When invoicing a client, it is often ideal to be paid within 30 days following when the invoice was sent. Unfortunately there may be unforeseen delays such as, waiting for a high level signature, waiting for the next batch of checks to be mailed etc… Sometimes, a client may prioritize you lower on their list. The first recommendation in order to avoid this in the first place is to address it in the contract/agreement you maintain with your client. For example, “Client will be invoiced on a bi-monthly basis and will submit payment within 30 days of receipt of invoice. If a client exceeds 45 days, a one- time penalty of x-dollars or x-% interest shall be due”. If you have a more casual agreement with your client, then you must contact the client directly through a variety of channels. First, shortly after sending an invoice, email or call and confirm the receipt of your invoice; this ensures that your client cannot pull the old, “I never received your invoice” excuse. Be certain that you document the time, date and whom you spoke with. If they did not receive it for some reason, immediately resubmit the invoice and request that the client confirm its receipt.
When the payment due date has come and gone, it’s time to call your client. If your client has an accounting or billing department, then call and ask for that department. Ask if a check has been issued to pay invoice #xxxx, and if the answer is, “yes, we have issued a check and it should be mailed shortly”, then proceed to ask two more questions. 1) May I have a check number for my records, and 2) When do you expect the payment to be mailed? Usually by requesting a check number you are calling their bluff, and if they cannot provide one, then it is likely that they are stalling. If they are able to provide a check number, jot that down and allow a few days for the payment to be made. You can then send another invoice, noting the days that the payment is past due. If they agreed to the penalty/interest clause, reissue a new invoice including the penalty and remind them that there is now more money owed.

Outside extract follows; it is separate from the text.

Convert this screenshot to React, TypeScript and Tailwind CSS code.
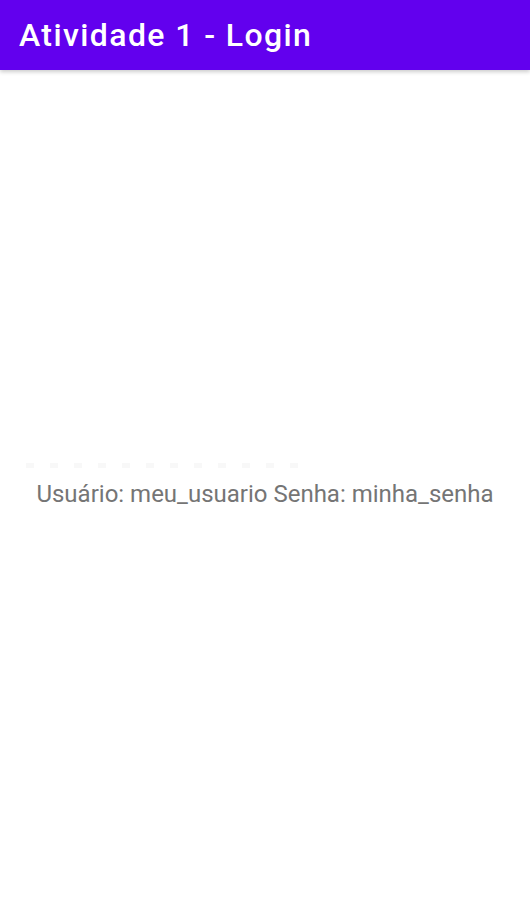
export default function App() {
  const pontos = Array.from({ length: 12 }, (_, i) => i);

  return (
    <div className="w-[530px] h-[915px] bg-white flex flex-col" style={{ fontFamily: "Roboto, 'Noto Sans', sans-serif" }}>
      {/* Barra superior */}
      <header className="h-[70px] bg-[#6200ee] flex items-center px-[19px] shadow-[0_2px_4px_rgba(0,0,0,0.2)] z-10">
        <h1 className="text-[32px] font-medium text-white tracking-[1.4px]">Atividade 1 - Login</h1>
      </header>

      {/* Conteúdo */}
      <main className="flex-1 flex flex-col">
        <div className="h-[391px]" />
        <div className="flex gap-[16px] pl-[26px] h-[8px] items-center">
          {pontos.map((p) => (
            <div key={p} className="w-[8px] h-[5px] bg-[#f8f8f8]" />
          ))}
        </div>
        <p className="mt-[9px] text-center text-[24px] text-[#757575] leading-[32px]">
          Usuário: meu_usuario Senha: minha_senha
        </p>
      </main>
    </div>
  );
}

Depending on the type of work and arrangement you have with your client, you may be able to tell the client that you will be discontinuing work until payment is due. This can often give your client a nudge in the right direction. If the client still fails to pay, you may want to have an attorney send a threatening letter. If you have attorneys that are friends or family this could be accomplished for little or no investment. Ultimately, you may have to sue your client. Depending on the State you live in, and the amount that is owed to you, you may be able to file a claim in small claims court without the assistance of an attorney. It is a simple and cost effective procedure. A client will likely pay you rather than have to hire an attorney to appear in court. A last resort if you do not want to sue, is to renegotiate a lower payment due, cut your losses and then settle the matter.